While other political parties have fronts, affiliates and wings, the BJP and its predecessor the BJS have operated as the political fronts of the RSS, which has long claimed to be a purely cultural organisation.

The RSS was launched as a Hindu nationalist organisation in 1925 and operates as a paramilitary group, similar to the KKK. Traditionally drawing its membership from the clerical and small trader classes, it has since expanded through numerous groups, including the Vishwa Hindu Parishad (World Hindu Council), Hindu Seva Sangh (working overseas), Bajrang Dal, Vidhya Bharathi and its political arm the BJP.

Modi, most members of his cabinet and other BJP leaders are from the RSS. The government has a coordination committee of cabinet ministers, party leaders and RSS representatives that meets frequently to decide on policy and executive matters.

The RSS is a rigidly centralised group. Each leader is nominated by the outgoing chief. Most RSS policy was developed by its second supreme leader MS Golwalkar in his two major writings, We, or Our Nationhood Defined (1939) and A Bunch of Thoughts (1966).

The parallels between the RSS’s notion of racial purity and a “Hindu nation” and Nazi ideologies can clearly be seen.

We, or Our Nationhood Defined declares: “To keep the purity of its race and culture, Germany shocked the world by her purging the country of the semitic races — the Jews.

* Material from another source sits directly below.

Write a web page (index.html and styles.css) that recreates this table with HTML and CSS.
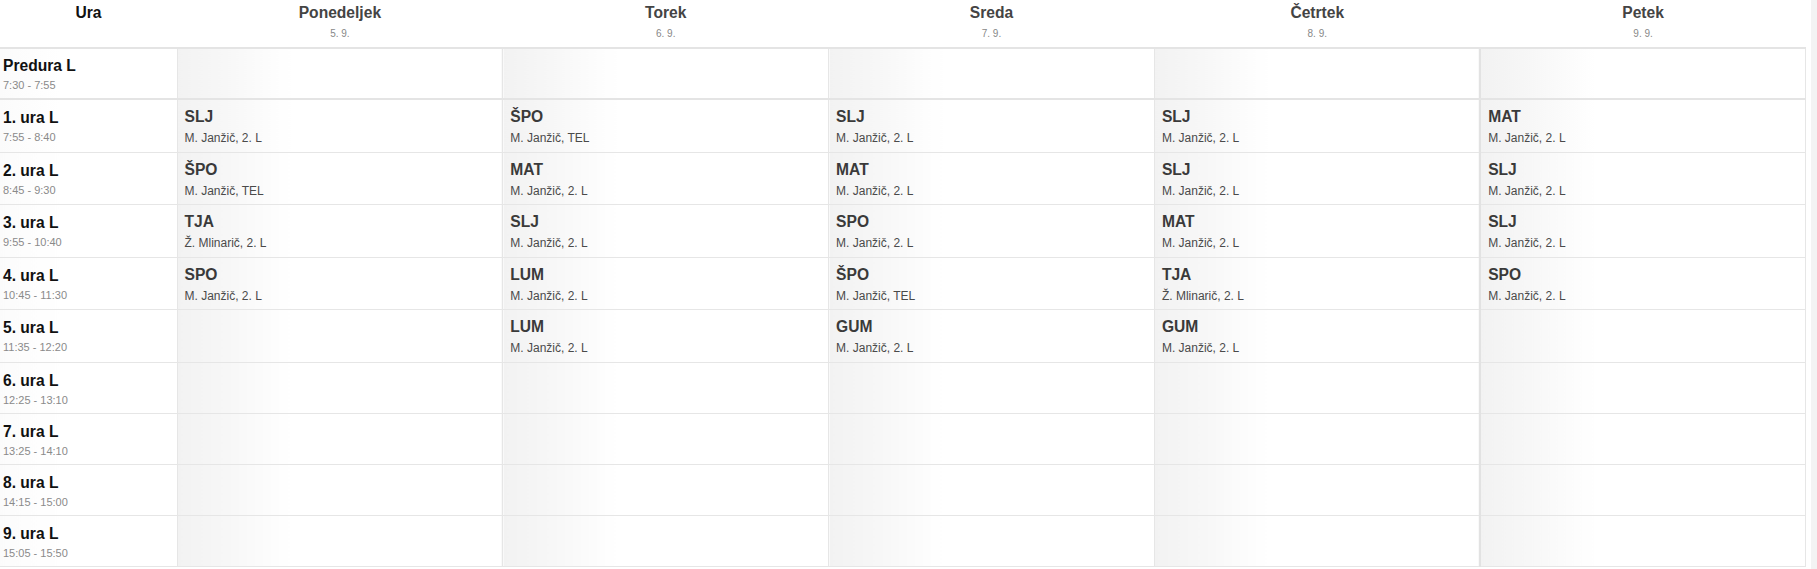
FILE: index.html
```html
<!DOCTYPE html>
<html lang="sl">
<head>
<meta charset="utf-8">
<title>Urnik</title>
<link rel="stylesheet" href="styles.css">
</head>
<body>
<div class="page">
  <table class="timetable">
    <colgroup>
      <col class="col-hour">
      <col class="col-day"><col class="col-day"><col class="col-day"><col class="col-day"><col class="col-day">
    </colgroup>
    <thead>
      <tr>
        <th class="head-hour"><div class="day-name">Ura</div></th>
        <th><div class="day-name">Ponedeljek</div><div class="day-date">5. 9.</div></th>
        <th><div class="day-name">Torek</div><div class="day-date">6. 9.</div></th>
        <th><div class="day-name">Sreda</div><div class="day-date">7. 9.</div></th>
        <th><div class="day-name">Četrtek</div><div class="day-date">8. 9.</div></th>
        <th><div class="day-name">Petek</div><div class="day-date">9. 9.</div></th>
      </tr>
    </thead>
    <tbody>
      <tr class="row-pre">
        <td class="hour"><div class="hour-name">Predura L</div><div class="hour-time">7:30 - 7:55</div></td>
        <td class="slot"></td><td class="slot"></td><td class="slot"></td><td class="slot"></td><td class="slot last"></td>
      </tr>
      <tr class="row-full">
        <td class="hour"><div class="hour-name">1. ura L</div><div class="hour-time">7:55 - 8:40</div></td>
        <td class="slot"><div class="subj">SLJ</div><div class="teach">M. Janžič, 2. L</div></td>
        <td class="slot"><div class="subj">ŠPO</div><div class="teach">M. Janžič, TEL</div></td>
        <td class="slot"><div class="subj">SLJ</div><div class="teach">M. Janžič, 2. L</div></td>
        <td class="slot"><div class="subj">SLJ</div><div class="teach">M. Janžič, 2. L</div></td>
        <td class="slot last"><div class="subj">MAT</div><div class="teach">M. Janžič, 2. L</div></td>
      </tr>
      <tr class="row-full">
        <td class="hour"><div class="hour-name">2. ura L</div><div class="hour-time">8:45 - 9:30</div></td>
        <td class="slot"><div class="subj">ŠPO</div><div class="teach">M. Janžič, TEL</div></td>
        <td class="slot"><div class="subj">MAT</div><div class="teach">M. Janžič, 2. L</div></td>
        <td class="slot"><div class="subj">MAT</div><div class="teach">M. Janžič, 2. L</div></td>
        <td class="slot"><div class="subj">SLJ</div><div class="teach">M. Janžič, 2. L</div></td>
        <td class="slot last"><div class="subj">SLJ</div><div class="teach">M. Janžič, 2. L</div></td>
      </tr>
      <tr class="row-full">
        <td class="hour"><div class="hour-name">3. ura L</div><div class="hour-time">9:55 - 10:40</div></td>
        <td class="slot"><div class="subj">TJA</div><div class="teach">Ž. Mlinarič, 2. L</div></td>
        <td class="slot"><div class="subj">SLJ</div><div class="teach">M. Janžič, 2. L</div></td>
        <td class="slot"><div class="subj">SPO</div><div class="teach">M. Janžič, 2. L</div></td>
        <td class="slot"><div class="subj">MAT</div><div class="teach">M. Janžič, 2. L</div></td>
        <td class="slot last"><div class="subj">SLJ</div><div class="teach">M. Janžič, 2. L</div></td>
      </tr>
      <tr class="row-full">
        <td class="hour"><div class="hour-name">4. ura L</div><div class="hour-time">10:45 - 11:30</div></td>
        <td class="slot"><div class="subj">SPO</div><div class="teach">M. Janžič, 2. L</div></td>
        <td class="slot"><div class="subj">LUM</div><div class="teach">M. Janžič, 2. L</div></td>
        <td class="slot"><div class="subj">ŠPO</div><div class="teach">M. Janžič, TEL</div></td>
        <td class="slot"><div class="subj">TJA</div><div class="teach">Ž. Mlinarič, 2. L</div></td>
        <td class="slot last"><div class="subj">SPO</div><div class="teach">M. Janžič, 2. L</div></td>
      </tr>
      <tr class="row-full">
        <td class="hour"><div class="hour-name">5. ura L</div><div class="hour-time">11:35 - 12:20</div></td>
        <td class="slot"></td>
        <td class="slot"><div class="subj">LUM</div><div class="teach">M. Janžič, 2. L</div></td>
        <td class="slot"><div class="subj">GUM</div><div class="teach">M. Janžič, 2. L</div></td>
        <td class="slot"><div class="subj">GUM</div><div class="teach">M. Janžič, 2. L</div></td>
        <td class="slot last"></td>
      </tr>
      <tr class="row-empty">
        <td class="hour"><div class="hour-name">6. ura L</div><div class="hour-time">12:25 - 13:10</div></td>
        <td class="slot"></td><td class="slot"></td><td class="slot"></td><td class="slot"></td><td class="slot last"></td>
      </tr>
      <tr class="row-empty">
        <td class="hour"><div class="hour-name">7. ura L</div><div class="hour-time">13:25 - 14:10</div></td>
        <td class="slot"></td><td class="slot"></td><td class="slot"></td><td class="slot"></td><td class="slot last"></td>
      </tr>
      <tr class="row-empty">
        <td class="hour"><div class="hour-name">8. ura L</div><div class="hour-time">14:15 - 15:00</div></td>
        <td class="slot"></td><td class="slot"></td><td class="slot"></td><td class="slot"></td><td class="slot last"></td>
      </tr>
      <tr class="row-empty">
        <td class="hour"><div class="hour-name">9. ura L</div><div class="hour-time">15:05 - 15:50</div></td>
        <td class="slot"></td><td class="slot"></td><td class="slot"></td><td class="slot"></td><td class="slot last"></td>
      </tr>
    </tbody>
  </table>
  <div class="scroll-strip"></div>
</div>
</body>
</html>
```

FILE: styles.css
```css
html, body {
  margin: 0;
  padding: 0;
  background: #fff;
}

body {
  font-family: "Liberation Sans", Arial, sans-serif;
  color: #333;
}

.page {
  display: flex;
  align-items: flex-start;
  width: 1817px;
  height: 569px;
  overflow: hidden;
}

.scroll-strip {
  flex: 0 0 6px;
  margin-left: 5px;
  height: 569px;
  background: #f3f3f3;
}

.timetable {
  flex: 0 0 1806px;
  width: 1806px;
  border-collapse: collapse;
  table-layout: fixed;
}

.col-hour { width: 177px; }
.col-day { width: 325.8px; }

.timetable th {
  padding: 4px 0 0;
  height: 43px;
  vertical-align: top;
  text-align: center;
  font-weight: normal;
  border-bottom: 2px solid #e4e4e4;
}

.day-name {
  font-size: 15.6px;
  line-height: 18px;
  font-weight: bold;
  color: #444;
}

.head-hour .day-name {
  color: #111;
}

.day-date {
  margin-top: 5px;
  font-size: 10px;
  line-height: 14px;
  color: #888;
}

.timetable td {
  vertical-align: top;
  border-bottom: 1px solid #e6e6e6;
  border-right: 1px solid #e6e6e6;
}

.row-pre td {
  height: 41px;
  border-bottom: 2px solid #e4e4e4;
}

.row-full td { height: 42.5px; }
.row-empty td { height: 41px; }

.hour {
  padding: 9px 3px 0;
  background: linear-gradient(to right, #fbfbfb, #fff 60px);
}

.row-pre .hour { padding-top: 8px; }
.row-pre .slot { padding-top: 8px; }
.row-full .slot { padding-top: 10px; height: 41.5px; }
.row-empty .slot { padding-top: 9px; }

.hour-name {
  font-size: 15.6px;
  line-height: 18px;
  font-weight: bold;
  color: #111;
}

.hour-time {
  margin-top: 3px;
  font-size: 11px;
  line-height: 14px;
  color: #8a8a8a;
}

.slot {
  padding: 7px 7px 0;
  background: linear-gradient(to right, #f2f2f2, #f7f7f7 50px, #fff 115px);
}

.slot.last {
  border-left: 2px solid #e2e2e2;
}

.subj {
  margin-top: -2px;
  font-size: 15.6px;
  line-height: 18px;
  font-weight: bold;
  color: #3a3a3a;
}

.teach {
  margin-top: 4px;
  font-size: 12px;
  line-height: 16px;
  color: #4a4a4a;
}
```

Race pride at its highest has been manifested here.

“Germany has also shown how well nigh impossible it is for races and cultures, having differences going to the root, to be assimilated into one united whole, a good lesson for us in Hindustan to learn and profit by.”

This view guided the RSS until it formally disowned Our Nationhood Defined in 2005. A Bunch of Thoughts, which continues to inform its policy, identifies the Hindu “race” as owners of the country. Zorastrians and Jews are viewed as “guests”, while Muslims are seen as robbers.

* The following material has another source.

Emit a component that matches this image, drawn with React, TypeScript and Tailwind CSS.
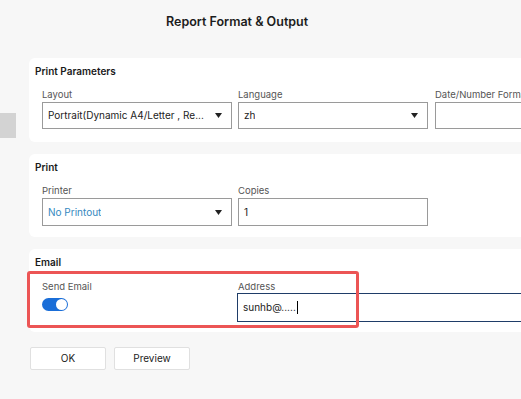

The three enemies of the RSS project of forming a monolithic Hindu nation are listed as Muslims, Christians and Communists.

This vision is implemented under the two-pronged strategy of “development” and “Hindutva”. This translates into further privatisation, de-regulation and suppression of workers’ rights on the one hand, and fanning of anti-Muslim hatred and vigilante violence on the other.

The wealthy middle class further strengthens its political power through its wealth and the religious right is allowed to generate wealth through political power.

That this will inevitably erode even parliamentary democracy is quite clear from the political order being considered within the RSS structures. For instance, economist Subramaniam Swamy, now a BJP MP, revealed the draft policy of the ABVP (the RSS’s student front) in 1998.

The paper proposes replacing India’s two houses of parliament with a three-tier system. At the top, there would be a Guru Sabha (House of Monks) nominated by the president. The president is to be elected by a lower house constituted on an electoral college of teachers.

The rolls of the college would be prepared by the Ministry of Human Resources, not the Electoral Commission. The college would not vote for individual candidates, but for parties under a list system through electronic voting machines.

All legislation would originate from the Guru Sabha and pass down to the lower house. The Sabha would also appoint Supreme Court judges and would have the power to impeach them.

A third chamber, or Raksha Sabha (House of Defence), would consist of serving and retired military officers with powers to declare a state of emergency. The result is something of a cross between a theocracy and a military dictatorship. While this is admittedly a draft project, the final outcome of the RSS project, if it succeeds, will not be far removed from it.